[Web page code records]
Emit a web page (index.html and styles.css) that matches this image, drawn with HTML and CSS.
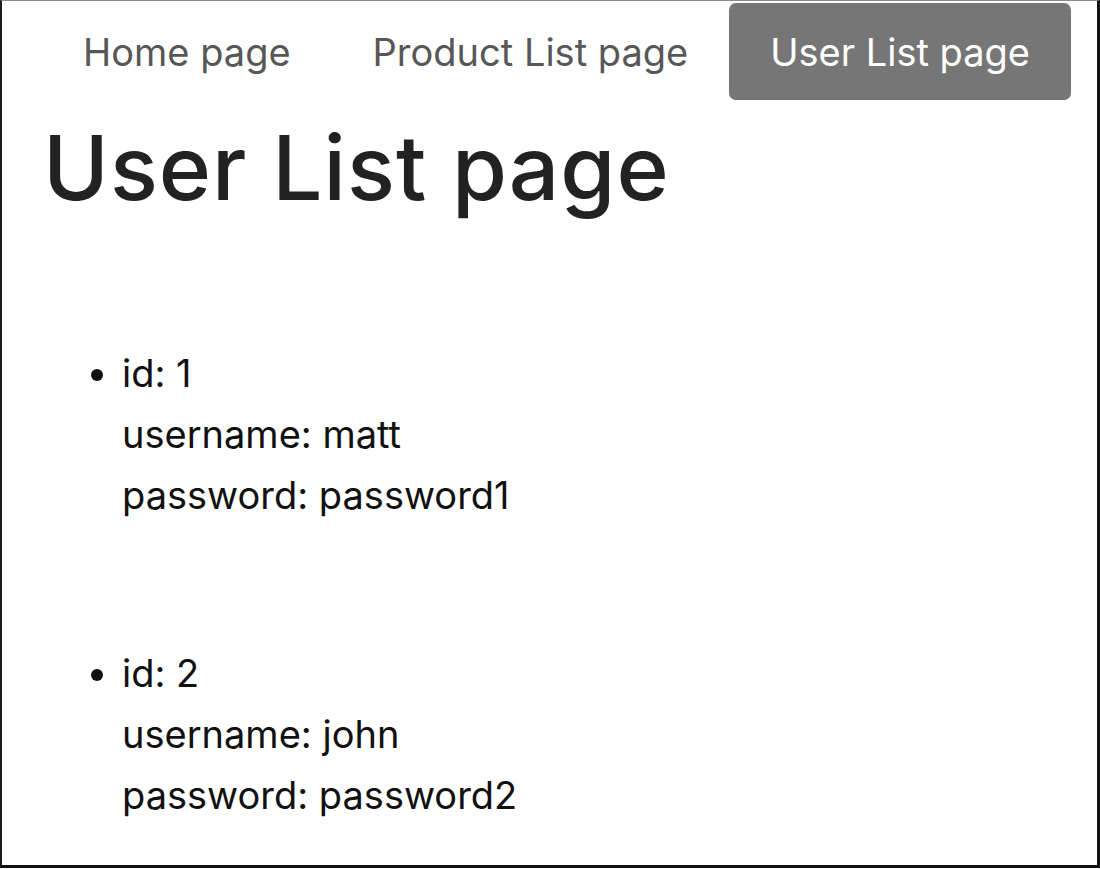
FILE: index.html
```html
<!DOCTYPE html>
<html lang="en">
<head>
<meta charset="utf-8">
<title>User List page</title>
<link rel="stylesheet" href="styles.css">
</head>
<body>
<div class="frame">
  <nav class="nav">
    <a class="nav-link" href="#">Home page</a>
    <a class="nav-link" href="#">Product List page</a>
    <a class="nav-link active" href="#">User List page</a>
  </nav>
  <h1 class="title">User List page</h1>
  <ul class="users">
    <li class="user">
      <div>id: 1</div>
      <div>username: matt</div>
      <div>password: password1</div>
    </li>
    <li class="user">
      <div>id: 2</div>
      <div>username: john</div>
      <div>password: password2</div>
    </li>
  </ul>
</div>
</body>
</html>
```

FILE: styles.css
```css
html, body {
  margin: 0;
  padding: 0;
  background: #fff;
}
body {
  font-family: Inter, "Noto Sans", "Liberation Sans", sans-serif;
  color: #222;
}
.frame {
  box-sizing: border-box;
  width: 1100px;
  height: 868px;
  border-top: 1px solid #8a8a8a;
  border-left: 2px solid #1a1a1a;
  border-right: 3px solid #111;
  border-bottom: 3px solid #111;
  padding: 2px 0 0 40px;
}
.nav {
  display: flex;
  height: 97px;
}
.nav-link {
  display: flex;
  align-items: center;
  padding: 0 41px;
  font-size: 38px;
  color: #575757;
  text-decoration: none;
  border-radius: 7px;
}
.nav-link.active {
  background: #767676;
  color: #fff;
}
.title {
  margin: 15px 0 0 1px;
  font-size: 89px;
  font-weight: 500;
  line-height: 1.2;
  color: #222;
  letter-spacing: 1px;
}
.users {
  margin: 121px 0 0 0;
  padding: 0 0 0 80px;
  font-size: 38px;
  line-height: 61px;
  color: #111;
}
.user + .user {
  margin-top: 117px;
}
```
==
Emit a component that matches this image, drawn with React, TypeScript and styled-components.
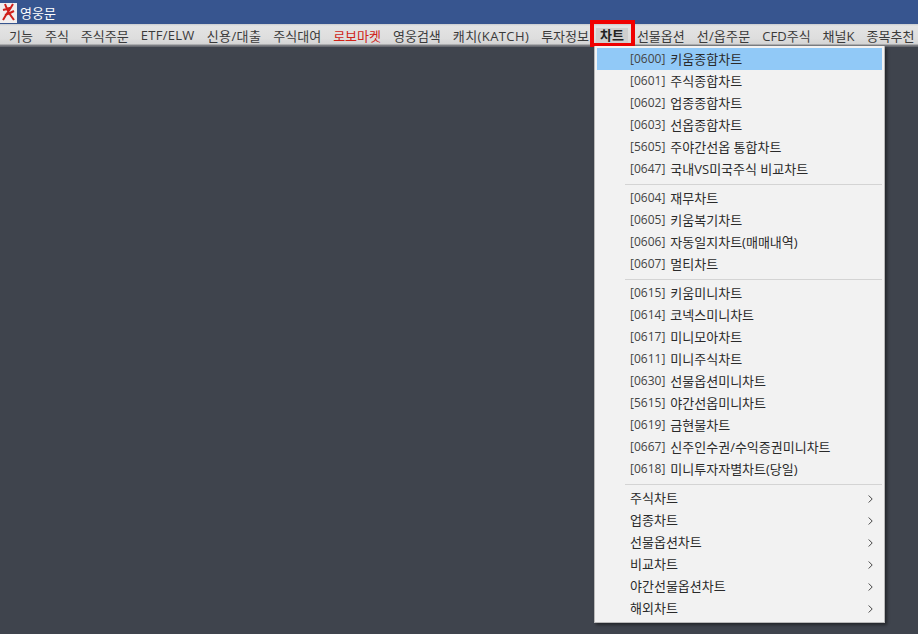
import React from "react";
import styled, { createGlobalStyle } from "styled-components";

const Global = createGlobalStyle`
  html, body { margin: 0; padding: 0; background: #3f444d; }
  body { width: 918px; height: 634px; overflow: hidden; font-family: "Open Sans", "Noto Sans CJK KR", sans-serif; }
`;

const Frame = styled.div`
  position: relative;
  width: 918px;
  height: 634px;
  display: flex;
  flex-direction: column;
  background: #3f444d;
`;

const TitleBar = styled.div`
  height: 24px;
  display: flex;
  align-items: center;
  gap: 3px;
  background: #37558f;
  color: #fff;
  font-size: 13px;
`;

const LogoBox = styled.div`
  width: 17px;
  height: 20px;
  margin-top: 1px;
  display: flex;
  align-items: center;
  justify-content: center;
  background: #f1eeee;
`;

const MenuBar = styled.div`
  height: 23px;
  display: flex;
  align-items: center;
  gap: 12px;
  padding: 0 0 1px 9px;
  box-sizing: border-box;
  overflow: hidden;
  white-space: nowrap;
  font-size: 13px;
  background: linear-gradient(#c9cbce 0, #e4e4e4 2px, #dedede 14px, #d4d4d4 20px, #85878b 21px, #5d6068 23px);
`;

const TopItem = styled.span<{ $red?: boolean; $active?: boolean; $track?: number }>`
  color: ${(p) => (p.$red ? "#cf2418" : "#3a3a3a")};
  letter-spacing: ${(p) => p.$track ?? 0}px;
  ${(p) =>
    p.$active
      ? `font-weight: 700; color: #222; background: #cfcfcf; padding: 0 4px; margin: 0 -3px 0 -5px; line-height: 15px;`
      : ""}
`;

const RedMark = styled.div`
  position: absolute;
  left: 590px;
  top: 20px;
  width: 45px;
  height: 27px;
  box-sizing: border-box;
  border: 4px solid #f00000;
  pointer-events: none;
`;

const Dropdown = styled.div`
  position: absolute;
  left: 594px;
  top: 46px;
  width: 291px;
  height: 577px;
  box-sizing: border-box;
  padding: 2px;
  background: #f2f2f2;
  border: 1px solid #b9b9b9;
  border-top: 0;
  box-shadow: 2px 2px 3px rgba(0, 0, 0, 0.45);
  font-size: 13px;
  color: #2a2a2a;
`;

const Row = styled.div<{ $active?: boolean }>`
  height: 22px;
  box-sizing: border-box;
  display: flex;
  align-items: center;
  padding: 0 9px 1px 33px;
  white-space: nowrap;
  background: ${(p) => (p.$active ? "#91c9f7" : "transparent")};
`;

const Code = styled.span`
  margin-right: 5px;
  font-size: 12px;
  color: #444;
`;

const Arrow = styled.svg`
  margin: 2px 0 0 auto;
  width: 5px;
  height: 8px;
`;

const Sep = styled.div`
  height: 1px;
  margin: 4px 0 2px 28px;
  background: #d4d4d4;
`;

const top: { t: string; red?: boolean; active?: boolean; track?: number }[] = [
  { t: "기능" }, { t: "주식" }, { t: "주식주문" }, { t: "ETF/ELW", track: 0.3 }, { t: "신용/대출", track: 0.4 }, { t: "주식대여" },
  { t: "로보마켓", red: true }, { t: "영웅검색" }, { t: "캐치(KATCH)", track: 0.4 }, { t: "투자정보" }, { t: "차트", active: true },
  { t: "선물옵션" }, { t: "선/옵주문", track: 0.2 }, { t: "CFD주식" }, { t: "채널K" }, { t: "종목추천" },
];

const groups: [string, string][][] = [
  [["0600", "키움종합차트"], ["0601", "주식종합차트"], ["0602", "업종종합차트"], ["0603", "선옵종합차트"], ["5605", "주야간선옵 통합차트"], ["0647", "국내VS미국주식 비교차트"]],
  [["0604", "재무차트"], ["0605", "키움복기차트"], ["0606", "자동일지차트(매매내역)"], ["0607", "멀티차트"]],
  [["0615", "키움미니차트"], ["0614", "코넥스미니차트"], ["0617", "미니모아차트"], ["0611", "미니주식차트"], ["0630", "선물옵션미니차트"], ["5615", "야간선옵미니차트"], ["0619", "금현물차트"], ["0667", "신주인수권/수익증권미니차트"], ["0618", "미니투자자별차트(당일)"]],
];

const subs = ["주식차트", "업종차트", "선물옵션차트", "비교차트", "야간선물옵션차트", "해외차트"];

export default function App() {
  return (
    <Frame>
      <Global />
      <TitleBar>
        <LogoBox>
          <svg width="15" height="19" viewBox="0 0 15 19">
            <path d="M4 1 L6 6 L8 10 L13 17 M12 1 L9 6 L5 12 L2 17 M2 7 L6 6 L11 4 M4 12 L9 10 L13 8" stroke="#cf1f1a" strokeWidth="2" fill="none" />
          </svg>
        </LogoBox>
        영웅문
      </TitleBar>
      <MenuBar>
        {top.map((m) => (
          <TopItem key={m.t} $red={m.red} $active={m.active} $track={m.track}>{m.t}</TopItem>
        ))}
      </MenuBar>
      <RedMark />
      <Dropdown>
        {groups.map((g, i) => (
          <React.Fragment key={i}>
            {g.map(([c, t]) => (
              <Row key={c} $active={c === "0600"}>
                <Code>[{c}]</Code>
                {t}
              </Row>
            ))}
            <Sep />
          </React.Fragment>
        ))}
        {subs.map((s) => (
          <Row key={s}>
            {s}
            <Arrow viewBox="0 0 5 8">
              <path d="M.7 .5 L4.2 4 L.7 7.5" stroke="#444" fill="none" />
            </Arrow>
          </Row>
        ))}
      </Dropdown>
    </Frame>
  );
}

→ **Task instructions**: The word "components" appears in how many lines of the data? Answer with only the number.

→ **Correct output**: 2